The question is, what measures do businesses take to ensure that they’re adequately updated from a patching perspective as well as being properly compliant? Burger clarifies: “While some vendors will scan an environment and tell the business how to fix it, that doesn’t automatically render them compliant. What they need is a provider that can examine the business’s infrastructure and fix compliancy issues. Normally, compliance scanning is an auditor security function. The security team is responsible for creating the necessary mandate and checking it, while the operational team do the actual work. What’s really needed is a vendor that can tell the business where it isn’t compliant and remediate that, bridging the gap between security and operations.”

He cites the example of a bank that failed a compliance audit then followed the approach recommended above and passed its next audit with flying colours. “All CIOs can relate to the stressors surrounding compliance and audits, and need to have confidence that the business can pass these. Automation is one tool in their toolkit that can make their job that little bit easier.”

Barnard talks about how vulnerability patching can impact availability, referencing a business in the telecommunications sector that not only improved its patching management and compliance processes, but also added workflows around pre- and post-steps to reduce the time it takes to deploy updates, saving the business hours on every patch cycle, not to mention the massive cost savings incurred.

“We’d all like to believe if you get a patch from one of the bigger operating system purveyors it’ll just work, and mostly it will, but unfortunately the one time it doesn’t, it can bring down entire network, or it conflicts with other areas of installation, causing massive disruption. We recommend a rollback procedure that allows you to go back to the last known safe state, so that you can resume operations while figuring out why the patch is causing issues.”

Barnard explains why patches can’t just be rolled out and where automation comes into play. “You have to be certain that you’ll still be able to deliver service after the update, which requires a fair amount of manual effort if you don’t have an automation tool to do that for you. Being compliant entails hardening the server and closing any gaps to make it harder to hack, but a patch might require that gap in order to work, so automating can help overcome this type of issue and reduce the time and cost factor.”

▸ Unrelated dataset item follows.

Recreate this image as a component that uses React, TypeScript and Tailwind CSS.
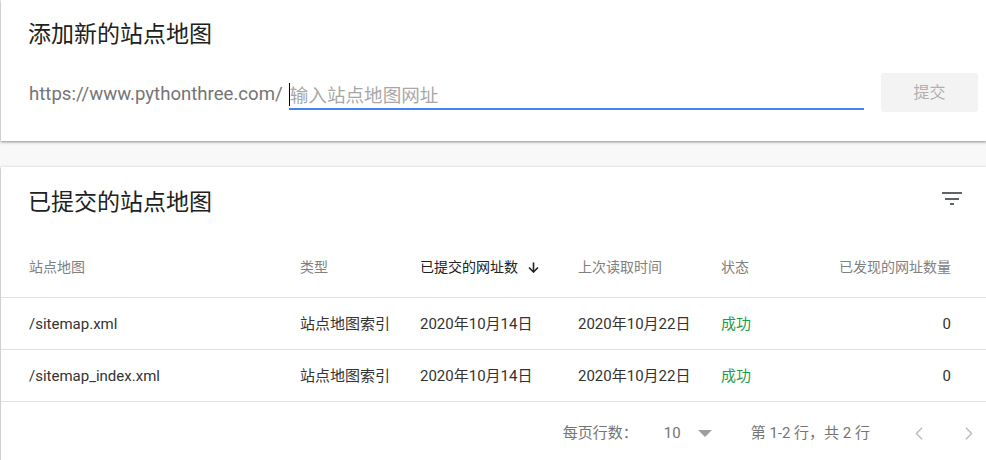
import React from "react";

const font = { fontFamily: 'Roboto, "Noto Sans CJK SC", sans-serif' };

function FilterIcon() {
  return (
    <svg width="20" height="13" viewBox="0 0 20 13" className="text-[#5f6368]">
      <rect x="0" y="0" width="20" height="2" fill="currentColor" />
      <rect x="3" y="6" width="14" height="2" fill="currentColor" />
      <rect x="8" y="11" width="4" height="2" fill="currentColor" />
    </svg>
  );
}

function ArrowDown() {
  return (
    <svg width="11" height="11" viewBox="0 0 11 11" className="text-[#212121]">
      <path d="M5.5 0.5V10" stroke="currentColor" strokeWidth="1.6" fill="none" />
      <path d="M1 5.5l4.5 4.5 4.5-4.5" stroke="currentColor" strokeWidth="1.6" fill="none" />
    </svg>
  );
}

function Chevron({ dir }: { dir: "left" | "right" }) {
  return (
    <svg width="8" height="13" viewBox="0 0 8 13" className="text-[#bdbdbd]">
      <path
        d={dir === "left" ? "M7 0.8L1.5 6.5 7 12.2" : "M1 0.8L6.5 6.5 1 12.2"}
        stroke="currentColor"
        strokeWidth="1.5"
        fill="none"
      />
    </svg>
  );
}

const rows = [{ name: "/sitemap.xml" }, { name: "/sitemap_index.xml" }];

const grid = "grid grid-cols-[271px_120px_158px_143px_100px_1fr] pl-[28px] pr-[35px]";

export default function App() {
  return (
    <div style={font} className="min-h-screen bg-[#f8f8f8] pl-px">
      {/* Card 1 */}
      <div className="bg-white shadow-[0_1px_2px_rgba(0,0,0,0.3),0_1px_3px_1px_rgba(0,0,0,0.12)] pt-[21px] pb-[29px] pl-[28px] pr-[8px]">
        <div className="-ml-[1px] text-[23px] leading-[28px] text-[#212121]">添加新的站点地图</div>
        <div className="mt-[24px] flex items-start">
          <span className="mt-[9px] text-[18.6px] leading-[24px] text-[#757575] whitespace-nowrap">
            https://www.pythonthree.com/
          </span>
          <div className="ml-[6px] flex-1 h-[37px] flex items-end border-b-2 border-[#4285f4]">
            <div className="flex items-end h-[24px] relative">
              <span className="absolute left-0 -top-[1px] w-px h-[23px] bg-black" />
              <span className="pl-[1px] text-[18.6px] leading-[24px] text-[#a8a8a8]">输入站点地图网址</span>
            </div>
          </div>
          <button className="ml-[17px] w-[97px] h-[39px] rounded-[3px] bg-[#f3f3f3] text-[16px] text-[#b0b0b0] flex items-center justify-center">
            提交
          </button>
        </div>
      </div>

      {/* Card 2 */}
      <div className="mt-[26px] bg-white shadow-[0_1px_2px_rgba(0,0,0,0.3),0_1px_3px_1px_rgba(0,0,0,0.12)] pt-[22px]">
        <div className="flex items-start justify-between pl-[28px] pr-[24px]">
          <div className="-ml-[1px] text-[23px] leading-[28px] text-[#212121]">已提交的站点地图</div>
          <div className="mt-[3px]">
            <FilterIcon />
          </div>
        </div>

        <div className={`${grid} pt-[40px] pb-[20px] border-b border-[#e0e0e0] text-[14px] leading-[20px] text-[#808080]`}>
          <div>站点地图</div>
          <div>类型</div>
          <div className="flex items-center text-[#212121]">
            已提交的网址数
            <span className="ml-[10px] flex items-center">
              <ArrowDown />
            </span>
          </div>
          <div>上次读取时间</div>
          <div>状态</div>
          <div className="text-right">已发现的网址数量</div>
        </div>

        {rows.map((r) => (
          <div
            key={r.name}
            className={`${grid} h-[52px] items-center border-b border-[#e0e0e0] text-[15px] leading-[20px] text-[#333333]`}
          >
            <div>{r.name}</div>
            <div>站点地图索引</div>
            <div>2020年10月14日</div>
            <div>2020年10月22日</div>
            <div className="text-[#1e9e4a]">成功</div>
            <div className="text-right">0</div>
          </div>
        ))}

        <div className="h-[62px] flex items-center justify-end pr-[13px] text-[15px] text-[#757575]">
          <span>每页行数：</span>
          <span className="ml-[26px]">10</span>
          <svg width="14" height="7" viewBox="0 0 14 7" className="ml-[17px] text-[#9e9e9e]">
            <path d="M0 0h14L7 7z" fill="currentColor" />
          </svg>
          <span className="ml-[39px] whitespace-pre">第 1-2 行，共 2 行</span>
          <span className="ml-[45px] flex items-center">
            <Chevron dir="left" />
          </span>
          <span className="ml-[42px] flex items-center">
            <Chevron dir="right" />
          </span>
        </div>
      </div>
    </div>
  );
}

Attempting to explain the intricacies involved, Burger draws on the analogy of self-driving cars. “An operating system gives a piece of hardware instructions on how to work. In a self-driving vehicle, the operating system tells the car where to drive and on what road, but because of variables such as potholes, robots that don’t work and road works, each environment has a certain level of uniqueness. So when you load a patch, it issues a new instruction, but it needs to identify existing potholes. That’s why a patch might work in certain environments but not in all.“

The CIO failing to get to grips with vulnerability and compliance can have far-reaching implications beyond being called into the boardroom. “While local legislation such as POPIA and other standards need to be complied with, internationally this type of legislation can be backed up by large fines or even a prison sentence.” Barnard cites the example of when local bank Absa was affiliated with Barclays Bank and therefore had to comply with international regulations: “It would have incurred massive fines if it hadn’t been compliant with the prerequisite legislation.”